TASK STATEMENT
Below is a listing. Quote from it, exactly, the lines from the one containing "What Lit and" down to the one containing "0h11v1L7 6v5L4 8V6L0", both ends included, and nothing else.

RECORD EXTRACTS
※
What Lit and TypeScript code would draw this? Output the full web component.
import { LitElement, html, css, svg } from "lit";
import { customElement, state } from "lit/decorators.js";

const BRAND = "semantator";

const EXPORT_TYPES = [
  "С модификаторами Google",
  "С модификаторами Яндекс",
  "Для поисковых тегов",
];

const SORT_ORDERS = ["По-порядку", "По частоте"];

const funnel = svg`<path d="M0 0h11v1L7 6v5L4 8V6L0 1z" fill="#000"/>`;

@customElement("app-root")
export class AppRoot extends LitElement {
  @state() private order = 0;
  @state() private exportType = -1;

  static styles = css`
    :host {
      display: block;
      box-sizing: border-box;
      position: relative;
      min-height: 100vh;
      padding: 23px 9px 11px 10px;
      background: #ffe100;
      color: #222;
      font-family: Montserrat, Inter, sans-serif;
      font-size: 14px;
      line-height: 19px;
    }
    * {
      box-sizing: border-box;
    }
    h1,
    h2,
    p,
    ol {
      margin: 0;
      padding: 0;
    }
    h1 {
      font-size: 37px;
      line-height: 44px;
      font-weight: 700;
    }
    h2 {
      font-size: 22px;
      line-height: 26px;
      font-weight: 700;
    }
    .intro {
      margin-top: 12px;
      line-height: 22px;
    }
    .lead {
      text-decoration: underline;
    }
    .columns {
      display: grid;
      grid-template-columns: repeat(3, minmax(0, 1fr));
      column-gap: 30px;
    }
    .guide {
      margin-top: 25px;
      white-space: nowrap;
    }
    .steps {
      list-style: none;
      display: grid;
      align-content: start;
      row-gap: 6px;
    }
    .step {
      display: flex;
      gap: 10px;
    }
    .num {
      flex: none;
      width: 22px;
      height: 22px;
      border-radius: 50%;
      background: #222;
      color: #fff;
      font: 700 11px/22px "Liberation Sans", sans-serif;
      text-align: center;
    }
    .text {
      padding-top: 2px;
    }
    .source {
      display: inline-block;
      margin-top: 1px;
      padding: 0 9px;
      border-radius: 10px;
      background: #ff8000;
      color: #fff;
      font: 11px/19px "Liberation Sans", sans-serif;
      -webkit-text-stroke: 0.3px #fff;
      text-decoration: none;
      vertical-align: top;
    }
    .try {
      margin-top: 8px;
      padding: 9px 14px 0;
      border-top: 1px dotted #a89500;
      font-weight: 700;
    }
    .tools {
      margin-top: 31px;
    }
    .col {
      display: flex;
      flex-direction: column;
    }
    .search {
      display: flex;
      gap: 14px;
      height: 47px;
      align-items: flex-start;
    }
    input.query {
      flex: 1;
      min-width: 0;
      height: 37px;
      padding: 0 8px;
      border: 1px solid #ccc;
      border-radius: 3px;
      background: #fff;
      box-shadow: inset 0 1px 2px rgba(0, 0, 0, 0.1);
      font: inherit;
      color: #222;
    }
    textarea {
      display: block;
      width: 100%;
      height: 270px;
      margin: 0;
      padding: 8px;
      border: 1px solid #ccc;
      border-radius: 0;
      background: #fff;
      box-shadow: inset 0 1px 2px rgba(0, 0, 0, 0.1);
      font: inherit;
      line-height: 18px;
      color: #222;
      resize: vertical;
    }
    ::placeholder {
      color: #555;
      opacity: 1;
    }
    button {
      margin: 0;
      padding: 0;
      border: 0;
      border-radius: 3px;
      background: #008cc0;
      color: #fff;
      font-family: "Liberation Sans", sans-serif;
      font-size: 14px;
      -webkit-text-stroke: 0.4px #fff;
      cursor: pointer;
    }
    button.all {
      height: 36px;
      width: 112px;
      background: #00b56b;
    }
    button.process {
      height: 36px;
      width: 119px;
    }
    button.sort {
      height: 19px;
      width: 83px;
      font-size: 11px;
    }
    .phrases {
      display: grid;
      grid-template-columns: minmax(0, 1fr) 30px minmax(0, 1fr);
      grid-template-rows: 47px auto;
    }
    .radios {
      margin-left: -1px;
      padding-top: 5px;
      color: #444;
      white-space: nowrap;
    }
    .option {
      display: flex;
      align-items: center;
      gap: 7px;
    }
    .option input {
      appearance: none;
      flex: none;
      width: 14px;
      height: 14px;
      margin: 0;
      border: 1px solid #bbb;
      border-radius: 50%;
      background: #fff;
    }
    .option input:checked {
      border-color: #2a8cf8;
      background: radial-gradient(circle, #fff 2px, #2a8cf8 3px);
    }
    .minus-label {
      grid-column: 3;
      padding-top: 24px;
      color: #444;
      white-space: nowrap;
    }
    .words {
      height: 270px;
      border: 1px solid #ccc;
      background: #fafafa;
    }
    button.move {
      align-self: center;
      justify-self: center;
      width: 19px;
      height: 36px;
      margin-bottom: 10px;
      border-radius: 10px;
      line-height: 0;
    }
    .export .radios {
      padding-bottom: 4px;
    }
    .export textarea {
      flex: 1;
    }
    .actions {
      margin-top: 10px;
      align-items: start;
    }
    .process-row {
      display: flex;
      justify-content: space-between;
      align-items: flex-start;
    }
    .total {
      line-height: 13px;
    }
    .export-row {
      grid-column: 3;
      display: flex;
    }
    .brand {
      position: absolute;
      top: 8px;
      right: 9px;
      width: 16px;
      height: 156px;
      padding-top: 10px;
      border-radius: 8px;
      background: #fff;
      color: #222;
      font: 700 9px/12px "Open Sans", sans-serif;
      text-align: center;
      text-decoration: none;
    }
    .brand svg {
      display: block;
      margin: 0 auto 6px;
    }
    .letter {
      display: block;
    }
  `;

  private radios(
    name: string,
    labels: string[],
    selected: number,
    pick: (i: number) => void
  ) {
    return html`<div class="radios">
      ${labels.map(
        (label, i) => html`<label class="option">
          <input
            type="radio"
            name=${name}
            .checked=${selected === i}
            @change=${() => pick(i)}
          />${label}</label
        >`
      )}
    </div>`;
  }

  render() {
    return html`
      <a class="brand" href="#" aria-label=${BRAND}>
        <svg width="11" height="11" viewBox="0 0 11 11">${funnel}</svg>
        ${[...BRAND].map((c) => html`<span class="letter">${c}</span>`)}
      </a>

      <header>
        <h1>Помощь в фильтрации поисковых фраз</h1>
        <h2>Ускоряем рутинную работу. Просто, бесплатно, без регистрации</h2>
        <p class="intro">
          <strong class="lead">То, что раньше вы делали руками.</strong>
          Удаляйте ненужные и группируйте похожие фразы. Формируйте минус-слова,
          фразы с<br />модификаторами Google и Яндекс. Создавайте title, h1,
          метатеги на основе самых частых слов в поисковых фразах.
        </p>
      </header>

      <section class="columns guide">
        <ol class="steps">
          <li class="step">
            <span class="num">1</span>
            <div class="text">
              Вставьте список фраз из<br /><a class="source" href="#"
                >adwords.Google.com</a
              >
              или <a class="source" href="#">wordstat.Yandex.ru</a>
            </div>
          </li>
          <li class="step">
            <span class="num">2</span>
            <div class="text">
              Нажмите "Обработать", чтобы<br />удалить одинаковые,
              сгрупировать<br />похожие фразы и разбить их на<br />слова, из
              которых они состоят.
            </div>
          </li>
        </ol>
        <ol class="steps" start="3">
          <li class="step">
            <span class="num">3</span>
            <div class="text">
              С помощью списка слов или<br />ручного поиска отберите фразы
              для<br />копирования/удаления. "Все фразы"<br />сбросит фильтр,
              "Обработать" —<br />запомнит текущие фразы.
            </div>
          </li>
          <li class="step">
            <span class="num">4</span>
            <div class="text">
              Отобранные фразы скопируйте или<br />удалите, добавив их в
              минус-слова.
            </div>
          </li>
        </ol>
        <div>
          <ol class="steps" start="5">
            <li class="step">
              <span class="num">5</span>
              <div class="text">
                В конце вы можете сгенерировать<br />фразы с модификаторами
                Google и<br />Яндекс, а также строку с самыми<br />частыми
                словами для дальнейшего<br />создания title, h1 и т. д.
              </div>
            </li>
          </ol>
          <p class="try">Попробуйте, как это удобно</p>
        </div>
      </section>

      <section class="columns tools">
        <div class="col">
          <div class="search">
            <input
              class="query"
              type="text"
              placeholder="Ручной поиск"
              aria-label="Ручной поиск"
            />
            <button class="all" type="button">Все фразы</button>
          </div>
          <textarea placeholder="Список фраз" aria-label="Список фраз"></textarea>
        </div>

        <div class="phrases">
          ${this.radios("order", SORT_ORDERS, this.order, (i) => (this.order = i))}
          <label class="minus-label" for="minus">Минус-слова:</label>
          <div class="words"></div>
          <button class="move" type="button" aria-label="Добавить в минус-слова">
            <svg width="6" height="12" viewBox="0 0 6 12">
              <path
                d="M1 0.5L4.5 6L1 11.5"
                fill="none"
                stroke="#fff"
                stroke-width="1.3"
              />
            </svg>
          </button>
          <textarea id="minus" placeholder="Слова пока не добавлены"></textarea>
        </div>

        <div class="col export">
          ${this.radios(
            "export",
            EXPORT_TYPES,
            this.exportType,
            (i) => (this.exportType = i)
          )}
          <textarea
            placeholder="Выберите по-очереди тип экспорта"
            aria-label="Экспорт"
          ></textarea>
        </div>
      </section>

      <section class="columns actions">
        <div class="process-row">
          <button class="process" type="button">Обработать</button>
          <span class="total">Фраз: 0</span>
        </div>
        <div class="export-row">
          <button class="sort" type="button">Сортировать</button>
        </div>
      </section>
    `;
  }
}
※
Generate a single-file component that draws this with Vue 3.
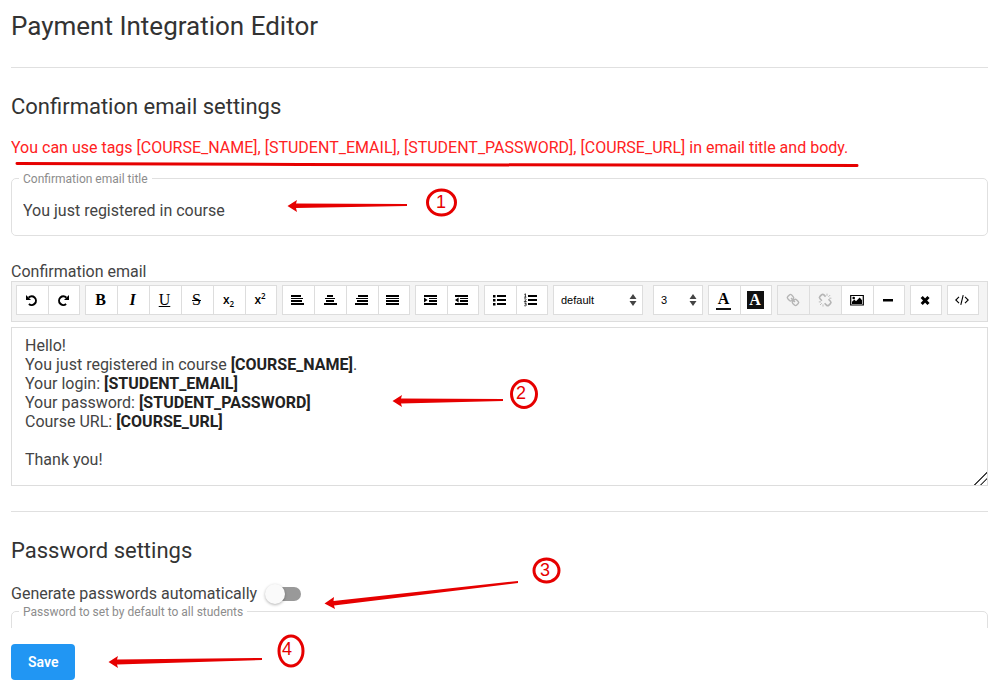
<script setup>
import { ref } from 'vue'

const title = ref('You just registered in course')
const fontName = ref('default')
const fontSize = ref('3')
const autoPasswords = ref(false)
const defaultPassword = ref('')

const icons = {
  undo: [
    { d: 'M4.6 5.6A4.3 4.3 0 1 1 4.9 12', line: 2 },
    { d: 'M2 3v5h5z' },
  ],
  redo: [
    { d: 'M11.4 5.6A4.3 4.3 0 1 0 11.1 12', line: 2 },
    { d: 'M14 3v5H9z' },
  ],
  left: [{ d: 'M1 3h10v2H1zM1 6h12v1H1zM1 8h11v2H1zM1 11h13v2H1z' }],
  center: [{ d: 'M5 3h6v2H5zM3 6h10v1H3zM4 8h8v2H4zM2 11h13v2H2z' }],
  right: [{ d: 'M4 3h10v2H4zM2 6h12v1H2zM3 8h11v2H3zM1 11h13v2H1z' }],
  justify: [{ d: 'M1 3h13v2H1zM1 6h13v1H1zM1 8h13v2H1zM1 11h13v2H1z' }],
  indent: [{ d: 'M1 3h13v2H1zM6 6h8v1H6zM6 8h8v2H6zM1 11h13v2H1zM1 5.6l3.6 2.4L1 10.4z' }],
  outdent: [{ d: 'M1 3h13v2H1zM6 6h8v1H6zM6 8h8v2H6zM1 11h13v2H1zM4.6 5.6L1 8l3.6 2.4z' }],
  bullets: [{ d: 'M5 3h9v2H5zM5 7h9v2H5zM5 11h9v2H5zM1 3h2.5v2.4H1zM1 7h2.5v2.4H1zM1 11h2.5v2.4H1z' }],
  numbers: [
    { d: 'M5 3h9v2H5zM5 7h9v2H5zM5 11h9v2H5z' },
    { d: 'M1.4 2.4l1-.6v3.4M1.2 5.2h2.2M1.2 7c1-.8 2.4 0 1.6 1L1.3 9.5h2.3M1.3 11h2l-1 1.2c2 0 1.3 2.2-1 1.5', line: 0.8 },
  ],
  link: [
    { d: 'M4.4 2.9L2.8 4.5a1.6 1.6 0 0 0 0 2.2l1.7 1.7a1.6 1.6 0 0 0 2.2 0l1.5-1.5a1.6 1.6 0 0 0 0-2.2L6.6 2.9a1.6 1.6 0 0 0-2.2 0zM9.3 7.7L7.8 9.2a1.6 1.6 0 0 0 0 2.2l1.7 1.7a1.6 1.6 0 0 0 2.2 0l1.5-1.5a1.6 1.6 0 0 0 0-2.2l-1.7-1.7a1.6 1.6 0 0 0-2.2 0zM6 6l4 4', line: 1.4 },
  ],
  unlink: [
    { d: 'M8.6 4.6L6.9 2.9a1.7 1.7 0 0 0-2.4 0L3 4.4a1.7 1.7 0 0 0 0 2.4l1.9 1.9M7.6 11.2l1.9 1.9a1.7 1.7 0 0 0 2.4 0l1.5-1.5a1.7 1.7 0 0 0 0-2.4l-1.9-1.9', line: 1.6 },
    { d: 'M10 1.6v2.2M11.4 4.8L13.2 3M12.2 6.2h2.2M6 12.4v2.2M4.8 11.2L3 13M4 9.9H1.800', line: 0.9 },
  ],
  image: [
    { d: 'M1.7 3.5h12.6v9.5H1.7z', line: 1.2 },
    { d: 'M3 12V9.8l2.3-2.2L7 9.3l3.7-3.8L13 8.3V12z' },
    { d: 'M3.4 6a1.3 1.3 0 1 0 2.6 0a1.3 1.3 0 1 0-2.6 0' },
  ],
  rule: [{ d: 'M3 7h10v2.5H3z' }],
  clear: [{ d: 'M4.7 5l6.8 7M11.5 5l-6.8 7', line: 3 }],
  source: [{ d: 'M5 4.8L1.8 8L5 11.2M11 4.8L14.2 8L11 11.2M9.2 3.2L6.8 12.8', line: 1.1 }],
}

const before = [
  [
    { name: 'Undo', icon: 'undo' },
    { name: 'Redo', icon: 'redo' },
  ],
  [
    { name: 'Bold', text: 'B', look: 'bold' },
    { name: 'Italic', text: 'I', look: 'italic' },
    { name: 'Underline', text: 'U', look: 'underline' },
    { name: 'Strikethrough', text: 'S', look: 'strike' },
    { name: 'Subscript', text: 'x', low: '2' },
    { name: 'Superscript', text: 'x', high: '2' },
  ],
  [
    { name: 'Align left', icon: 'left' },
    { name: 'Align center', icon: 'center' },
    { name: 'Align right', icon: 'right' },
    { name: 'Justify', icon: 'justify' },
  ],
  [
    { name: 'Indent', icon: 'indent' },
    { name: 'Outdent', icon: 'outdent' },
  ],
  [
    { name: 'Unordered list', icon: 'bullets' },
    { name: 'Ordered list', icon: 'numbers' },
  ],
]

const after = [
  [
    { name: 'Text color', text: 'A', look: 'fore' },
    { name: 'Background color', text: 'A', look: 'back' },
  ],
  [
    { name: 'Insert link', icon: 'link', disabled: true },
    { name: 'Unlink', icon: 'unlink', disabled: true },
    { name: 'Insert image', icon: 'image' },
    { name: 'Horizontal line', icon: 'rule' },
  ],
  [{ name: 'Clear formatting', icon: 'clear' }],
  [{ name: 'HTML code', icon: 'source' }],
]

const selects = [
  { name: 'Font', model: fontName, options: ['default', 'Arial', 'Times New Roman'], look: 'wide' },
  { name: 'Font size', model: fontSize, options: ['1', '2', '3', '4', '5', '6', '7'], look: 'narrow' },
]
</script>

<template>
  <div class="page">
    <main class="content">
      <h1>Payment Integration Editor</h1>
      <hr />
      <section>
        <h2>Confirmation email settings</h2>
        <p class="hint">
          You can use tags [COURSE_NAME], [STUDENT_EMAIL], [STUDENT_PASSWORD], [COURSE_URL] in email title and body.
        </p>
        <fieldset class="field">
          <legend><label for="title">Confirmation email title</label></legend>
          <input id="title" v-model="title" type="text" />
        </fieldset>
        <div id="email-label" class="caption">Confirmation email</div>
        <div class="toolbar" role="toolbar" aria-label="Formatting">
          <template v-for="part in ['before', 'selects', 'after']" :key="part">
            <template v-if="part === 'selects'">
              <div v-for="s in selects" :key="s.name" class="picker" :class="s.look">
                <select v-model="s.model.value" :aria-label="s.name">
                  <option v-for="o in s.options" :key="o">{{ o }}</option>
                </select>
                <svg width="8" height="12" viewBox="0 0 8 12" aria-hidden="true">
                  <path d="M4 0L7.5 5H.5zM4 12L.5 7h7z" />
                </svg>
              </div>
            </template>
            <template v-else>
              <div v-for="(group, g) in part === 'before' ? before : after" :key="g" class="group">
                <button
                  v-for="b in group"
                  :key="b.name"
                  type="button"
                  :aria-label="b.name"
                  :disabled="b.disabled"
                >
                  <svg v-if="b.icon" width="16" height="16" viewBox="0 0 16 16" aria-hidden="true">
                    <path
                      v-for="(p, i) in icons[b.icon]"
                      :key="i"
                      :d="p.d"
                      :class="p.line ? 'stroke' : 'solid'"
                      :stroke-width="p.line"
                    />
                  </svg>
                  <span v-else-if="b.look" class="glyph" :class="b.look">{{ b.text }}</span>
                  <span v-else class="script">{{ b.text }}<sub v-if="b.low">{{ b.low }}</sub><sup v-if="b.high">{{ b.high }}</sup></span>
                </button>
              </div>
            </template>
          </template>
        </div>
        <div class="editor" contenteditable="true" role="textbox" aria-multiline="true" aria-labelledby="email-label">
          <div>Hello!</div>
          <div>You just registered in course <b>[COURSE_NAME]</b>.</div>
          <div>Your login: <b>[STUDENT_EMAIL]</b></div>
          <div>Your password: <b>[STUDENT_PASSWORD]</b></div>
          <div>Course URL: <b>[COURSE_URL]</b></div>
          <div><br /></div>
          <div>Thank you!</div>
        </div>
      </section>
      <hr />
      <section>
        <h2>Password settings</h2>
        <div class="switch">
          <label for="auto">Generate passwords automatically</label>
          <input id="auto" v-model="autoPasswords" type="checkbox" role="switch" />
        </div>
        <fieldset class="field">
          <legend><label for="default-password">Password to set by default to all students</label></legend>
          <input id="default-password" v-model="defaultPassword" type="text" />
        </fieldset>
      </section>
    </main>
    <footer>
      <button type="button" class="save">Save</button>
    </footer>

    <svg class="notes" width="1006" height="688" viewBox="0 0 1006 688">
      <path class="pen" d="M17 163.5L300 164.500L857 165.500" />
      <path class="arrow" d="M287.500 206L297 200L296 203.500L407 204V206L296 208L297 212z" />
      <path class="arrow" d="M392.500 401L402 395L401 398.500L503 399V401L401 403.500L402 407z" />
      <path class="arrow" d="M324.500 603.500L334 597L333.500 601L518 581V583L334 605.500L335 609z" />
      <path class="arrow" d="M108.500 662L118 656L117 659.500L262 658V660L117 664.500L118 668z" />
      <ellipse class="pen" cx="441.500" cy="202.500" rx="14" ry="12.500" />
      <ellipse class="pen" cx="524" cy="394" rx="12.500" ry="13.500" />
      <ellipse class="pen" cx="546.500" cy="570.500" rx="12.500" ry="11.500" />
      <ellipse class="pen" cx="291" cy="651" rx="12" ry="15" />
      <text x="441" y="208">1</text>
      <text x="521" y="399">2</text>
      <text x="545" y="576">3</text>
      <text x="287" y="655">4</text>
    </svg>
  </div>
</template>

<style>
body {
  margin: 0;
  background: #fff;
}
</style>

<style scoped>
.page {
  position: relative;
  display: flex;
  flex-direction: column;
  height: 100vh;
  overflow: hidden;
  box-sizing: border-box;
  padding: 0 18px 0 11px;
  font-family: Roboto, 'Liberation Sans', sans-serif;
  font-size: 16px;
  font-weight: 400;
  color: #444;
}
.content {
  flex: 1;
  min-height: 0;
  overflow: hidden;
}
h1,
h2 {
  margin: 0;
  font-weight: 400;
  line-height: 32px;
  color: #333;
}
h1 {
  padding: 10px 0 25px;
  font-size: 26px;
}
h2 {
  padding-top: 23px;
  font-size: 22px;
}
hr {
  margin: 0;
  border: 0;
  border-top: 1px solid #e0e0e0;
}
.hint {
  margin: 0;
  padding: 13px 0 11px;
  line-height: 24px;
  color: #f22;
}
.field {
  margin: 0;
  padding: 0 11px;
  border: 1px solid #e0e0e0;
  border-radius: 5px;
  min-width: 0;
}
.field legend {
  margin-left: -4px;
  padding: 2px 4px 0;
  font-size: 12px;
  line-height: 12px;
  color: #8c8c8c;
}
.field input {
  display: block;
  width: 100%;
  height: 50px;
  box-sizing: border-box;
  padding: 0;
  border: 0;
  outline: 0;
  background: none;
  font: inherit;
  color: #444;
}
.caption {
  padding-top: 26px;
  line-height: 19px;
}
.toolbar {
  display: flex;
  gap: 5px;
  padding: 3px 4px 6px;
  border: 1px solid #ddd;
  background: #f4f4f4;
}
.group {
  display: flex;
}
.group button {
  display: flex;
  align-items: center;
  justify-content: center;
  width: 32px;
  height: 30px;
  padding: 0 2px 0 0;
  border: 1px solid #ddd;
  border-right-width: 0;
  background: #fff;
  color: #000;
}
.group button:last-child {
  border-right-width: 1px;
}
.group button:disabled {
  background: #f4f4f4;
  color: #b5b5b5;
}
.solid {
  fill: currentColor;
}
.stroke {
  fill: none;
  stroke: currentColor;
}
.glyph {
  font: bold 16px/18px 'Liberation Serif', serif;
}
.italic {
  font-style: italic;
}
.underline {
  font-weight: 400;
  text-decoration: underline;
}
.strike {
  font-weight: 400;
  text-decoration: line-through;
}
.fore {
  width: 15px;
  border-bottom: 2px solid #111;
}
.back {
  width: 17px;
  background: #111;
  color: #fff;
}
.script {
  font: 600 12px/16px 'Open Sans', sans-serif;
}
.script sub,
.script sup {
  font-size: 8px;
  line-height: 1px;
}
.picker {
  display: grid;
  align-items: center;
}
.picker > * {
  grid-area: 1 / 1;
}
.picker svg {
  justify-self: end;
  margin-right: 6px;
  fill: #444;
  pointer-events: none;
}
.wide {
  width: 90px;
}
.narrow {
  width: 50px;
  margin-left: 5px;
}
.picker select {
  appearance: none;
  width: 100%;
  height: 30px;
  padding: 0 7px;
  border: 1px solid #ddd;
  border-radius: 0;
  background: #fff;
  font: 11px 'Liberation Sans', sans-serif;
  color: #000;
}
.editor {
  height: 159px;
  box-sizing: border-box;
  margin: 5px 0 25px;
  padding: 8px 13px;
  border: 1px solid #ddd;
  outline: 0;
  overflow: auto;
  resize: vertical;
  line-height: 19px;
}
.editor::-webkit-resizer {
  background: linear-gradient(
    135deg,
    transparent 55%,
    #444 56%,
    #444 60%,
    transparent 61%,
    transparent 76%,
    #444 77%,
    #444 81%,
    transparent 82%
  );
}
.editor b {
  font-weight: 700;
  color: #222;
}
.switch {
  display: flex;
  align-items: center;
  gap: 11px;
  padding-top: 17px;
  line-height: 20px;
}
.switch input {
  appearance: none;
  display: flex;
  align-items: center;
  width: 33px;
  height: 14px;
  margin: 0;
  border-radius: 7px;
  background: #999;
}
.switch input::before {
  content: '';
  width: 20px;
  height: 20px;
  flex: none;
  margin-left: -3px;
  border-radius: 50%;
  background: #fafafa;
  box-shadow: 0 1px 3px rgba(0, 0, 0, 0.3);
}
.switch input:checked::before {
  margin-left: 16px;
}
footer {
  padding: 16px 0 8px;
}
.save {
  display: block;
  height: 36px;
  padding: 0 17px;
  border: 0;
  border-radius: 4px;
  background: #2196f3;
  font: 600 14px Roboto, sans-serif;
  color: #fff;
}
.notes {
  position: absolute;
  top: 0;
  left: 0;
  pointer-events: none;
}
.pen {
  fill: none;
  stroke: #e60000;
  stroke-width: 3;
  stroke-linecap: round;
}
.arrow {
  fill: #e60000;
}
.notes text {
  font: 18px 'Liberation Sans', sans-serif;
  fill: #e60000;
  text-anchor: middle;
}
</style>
※
PROBLEM SOLUTION
What Lit and TypeScript code would draw this? Output the full web component.
import { LitElement, html, css, svg } from "lit";
import { customElement, state } from "lit/decorators.js";

const BRAND = "semantator";

const EXPORT_TYPES = [
  "С модификаторами Google",
  "С модификаторами Яндекс",
  "Для поисковых тегов",
];

const SORT_ORDERS = ["По-порядку", "По частоте"];

const funnel = svg`<path d="M0 0h11v1L7 6v5L4 8V6L0 1z" fill="#000"/>`;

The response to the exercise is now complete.